**WRITTEN TASK**
List each line of the data that holds the word "components".

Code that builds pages
----

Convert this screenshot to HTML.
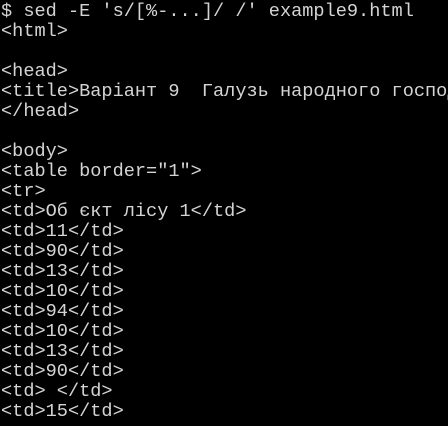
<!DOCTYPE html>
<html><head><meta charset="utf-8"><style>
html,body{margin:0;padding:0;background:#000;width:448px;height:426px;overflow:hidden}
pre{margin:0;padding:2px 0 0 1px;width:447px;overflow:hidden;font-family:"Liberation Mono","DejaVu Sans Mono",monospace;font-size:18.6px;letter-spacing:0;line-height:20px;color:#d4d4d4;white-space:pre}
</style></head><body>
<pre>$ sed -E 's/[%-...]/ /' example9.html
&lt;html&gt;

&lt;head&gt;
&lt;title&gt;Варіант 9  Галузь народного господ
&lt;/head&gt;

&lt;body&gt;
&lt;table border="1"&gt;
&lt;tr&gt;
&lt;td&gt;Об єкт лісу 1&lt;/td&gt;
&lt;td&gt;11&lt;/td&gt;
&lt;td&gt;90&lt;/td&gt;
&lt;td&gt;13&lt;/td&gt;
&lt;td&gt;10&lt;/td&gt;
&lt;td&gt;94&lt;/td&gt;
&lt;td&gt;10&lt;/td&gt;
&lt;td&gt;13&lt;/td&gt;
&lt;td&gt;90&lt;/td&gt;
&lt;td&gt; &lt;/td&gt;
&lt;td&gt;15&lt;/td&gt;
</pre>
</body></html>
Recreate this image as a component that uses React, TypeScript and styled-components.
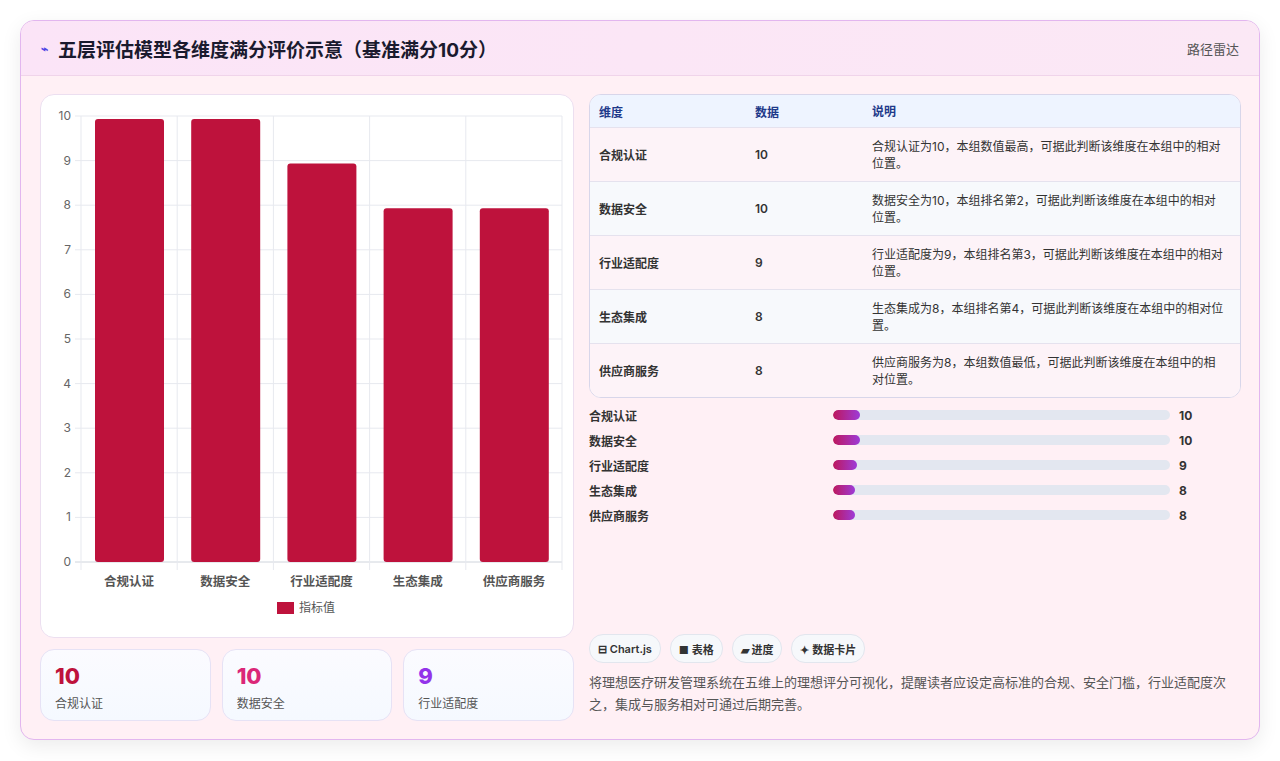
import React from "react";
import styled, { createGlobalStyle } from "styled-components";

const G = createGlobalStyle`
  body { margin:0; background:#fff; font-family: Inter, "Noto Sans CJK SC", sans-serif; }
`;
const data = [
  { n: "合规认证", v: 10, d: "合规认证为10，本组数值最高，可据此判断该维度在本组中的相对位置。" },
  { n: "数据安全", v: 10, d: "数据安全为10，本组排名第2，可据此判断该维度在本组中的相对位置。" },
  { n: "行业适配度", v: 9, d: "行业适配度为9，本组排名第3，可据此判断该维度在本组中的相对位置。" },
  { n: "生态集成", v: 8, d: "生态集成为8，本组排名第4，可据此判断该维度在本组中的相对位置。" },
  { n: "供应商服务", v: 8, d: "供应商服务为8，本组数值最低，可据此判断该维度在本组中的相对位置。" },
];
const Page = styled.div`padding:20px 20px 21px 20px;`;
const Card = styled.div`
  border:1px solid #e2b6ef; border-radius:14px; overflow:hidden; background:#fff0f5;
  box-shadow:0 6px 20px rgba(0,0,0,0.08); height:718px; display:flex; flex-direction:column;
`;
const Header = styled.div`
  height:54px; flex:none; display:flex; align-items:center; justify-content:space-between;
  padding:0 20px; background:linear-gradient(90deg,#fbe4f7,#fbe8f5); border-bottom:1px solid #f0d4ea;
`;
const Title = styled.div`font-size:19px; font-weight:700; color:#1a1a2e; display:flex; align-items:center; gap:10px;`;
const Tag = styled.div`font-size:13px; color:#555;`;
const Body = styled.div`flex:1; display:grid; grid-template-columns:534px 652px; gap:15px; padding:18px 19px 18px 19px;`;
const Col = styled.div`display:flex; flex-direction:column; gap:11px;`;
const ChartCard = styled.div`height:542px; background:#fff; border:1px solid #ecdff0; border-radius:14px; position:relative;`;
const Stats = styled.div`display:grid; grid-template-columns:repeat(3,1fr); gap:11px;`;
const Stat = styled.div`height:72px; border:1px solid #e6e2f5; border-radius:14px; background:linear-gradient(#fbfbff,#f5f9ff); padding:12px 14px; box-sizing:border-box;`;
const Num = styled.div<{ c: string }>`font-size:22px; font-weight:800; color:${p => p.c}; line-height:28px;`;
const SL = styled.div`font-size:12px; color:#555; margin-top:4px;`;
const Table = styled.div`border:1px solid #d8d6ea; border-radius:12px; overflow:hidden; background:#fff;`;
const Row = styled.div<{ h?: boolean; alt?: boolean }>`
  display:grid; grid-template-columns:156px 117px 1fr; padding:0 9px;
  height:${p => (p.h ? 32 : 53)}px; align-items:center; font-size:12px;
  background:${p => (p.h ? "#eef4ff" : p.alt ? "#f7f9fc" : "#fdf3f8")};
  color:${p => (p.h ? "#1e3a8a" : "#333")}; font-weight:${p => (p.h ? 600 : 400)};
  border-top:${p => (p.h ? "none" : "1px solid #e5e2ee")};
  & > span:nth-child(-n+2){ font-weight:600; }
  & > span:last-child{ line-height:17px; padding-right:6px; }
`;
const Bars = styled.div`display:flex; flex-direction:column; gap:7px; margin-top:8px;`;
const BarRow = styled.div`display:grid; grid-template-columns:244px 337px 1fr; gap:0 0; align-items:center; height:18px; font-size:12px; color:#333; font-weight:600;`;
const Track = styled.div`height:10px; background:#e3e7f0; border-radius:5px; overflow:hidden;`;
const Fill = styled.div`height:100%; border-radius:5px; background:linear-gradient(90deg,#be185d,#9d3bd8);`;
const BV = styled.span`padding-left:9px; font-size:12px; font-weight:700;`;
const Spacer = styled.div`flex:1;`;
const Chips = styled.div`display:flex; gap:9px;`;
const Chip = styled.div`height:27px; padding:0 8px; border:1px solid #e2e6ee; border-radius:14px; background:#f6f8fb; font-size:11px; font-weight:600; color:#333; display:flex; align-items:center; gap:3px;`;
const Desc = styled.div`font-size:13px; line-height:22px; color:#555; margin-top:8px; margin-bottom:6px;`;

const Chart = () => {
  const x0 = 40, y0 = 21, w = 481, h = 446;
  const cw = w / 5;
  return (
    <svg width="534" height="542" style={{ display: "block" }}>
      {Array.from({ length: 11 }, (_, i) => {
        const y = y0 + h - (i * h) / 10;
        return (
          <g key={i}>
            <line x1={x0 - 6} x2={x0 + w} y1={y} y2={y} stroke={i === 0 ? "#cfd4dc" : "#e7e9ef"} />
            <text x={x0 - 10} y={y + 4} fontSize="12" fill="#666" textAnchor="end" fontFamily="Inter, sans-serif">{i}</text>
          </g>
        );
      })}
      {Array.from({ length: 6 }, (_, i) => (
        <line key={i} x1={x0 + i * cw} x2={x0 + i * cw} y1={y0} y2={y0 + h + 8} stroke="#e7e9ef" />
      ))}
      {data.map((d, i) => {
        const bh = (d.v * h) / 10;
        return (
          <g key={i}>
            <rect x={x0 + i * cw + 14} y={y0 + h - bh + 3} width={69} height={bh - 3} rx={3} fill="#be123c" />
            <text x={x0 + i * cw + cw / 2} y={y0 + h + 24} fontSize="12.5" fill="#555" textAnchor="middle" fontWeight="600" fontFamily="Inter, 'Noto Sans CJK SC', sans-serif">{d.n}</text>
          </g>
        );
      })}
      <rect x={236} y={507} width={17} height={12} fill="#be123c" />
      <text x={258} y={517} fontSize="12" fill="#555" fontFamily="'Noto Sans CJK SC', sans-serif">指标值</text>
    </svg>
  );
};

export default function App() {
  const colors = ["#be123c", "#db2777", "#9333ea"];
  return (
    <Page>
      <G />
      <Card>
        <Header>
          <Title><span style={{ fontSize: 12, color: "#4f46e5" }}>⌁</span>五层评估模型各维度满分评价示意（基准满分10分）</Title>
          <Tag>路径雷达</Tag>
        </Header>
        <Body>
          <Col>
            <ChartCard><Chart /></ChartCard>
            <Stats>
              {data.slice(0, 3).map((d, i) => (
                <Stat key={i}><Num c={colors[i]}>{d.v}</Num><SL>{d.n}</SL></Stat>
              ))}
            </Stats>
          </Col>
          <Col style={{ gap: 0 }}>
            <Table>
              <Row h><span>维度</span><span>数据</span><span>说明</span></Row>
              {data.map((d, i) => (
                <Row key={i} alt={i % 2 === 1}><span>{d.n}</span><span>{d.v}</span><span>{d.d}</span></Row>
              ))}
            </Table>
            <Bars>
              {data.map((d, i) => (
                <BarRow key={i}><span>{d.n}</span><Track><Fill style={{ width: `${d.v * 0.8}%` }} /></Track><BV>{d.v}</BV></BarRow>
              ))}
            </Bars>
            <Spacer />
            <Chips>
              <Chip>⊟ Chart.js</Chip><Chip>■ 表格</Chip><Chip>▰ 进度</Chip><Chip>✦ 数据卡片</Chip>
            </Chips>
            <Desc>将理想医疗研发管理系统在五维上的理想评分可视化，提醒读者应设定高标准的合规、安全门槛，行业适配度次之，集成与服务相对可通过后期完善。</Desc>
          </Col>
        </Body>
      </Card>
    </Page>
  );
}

----

**ANSWER**
Recreate this image as a component that uses React, TypeScript and styled-components.
import styled, { createGlobalStyle } from "styled-components";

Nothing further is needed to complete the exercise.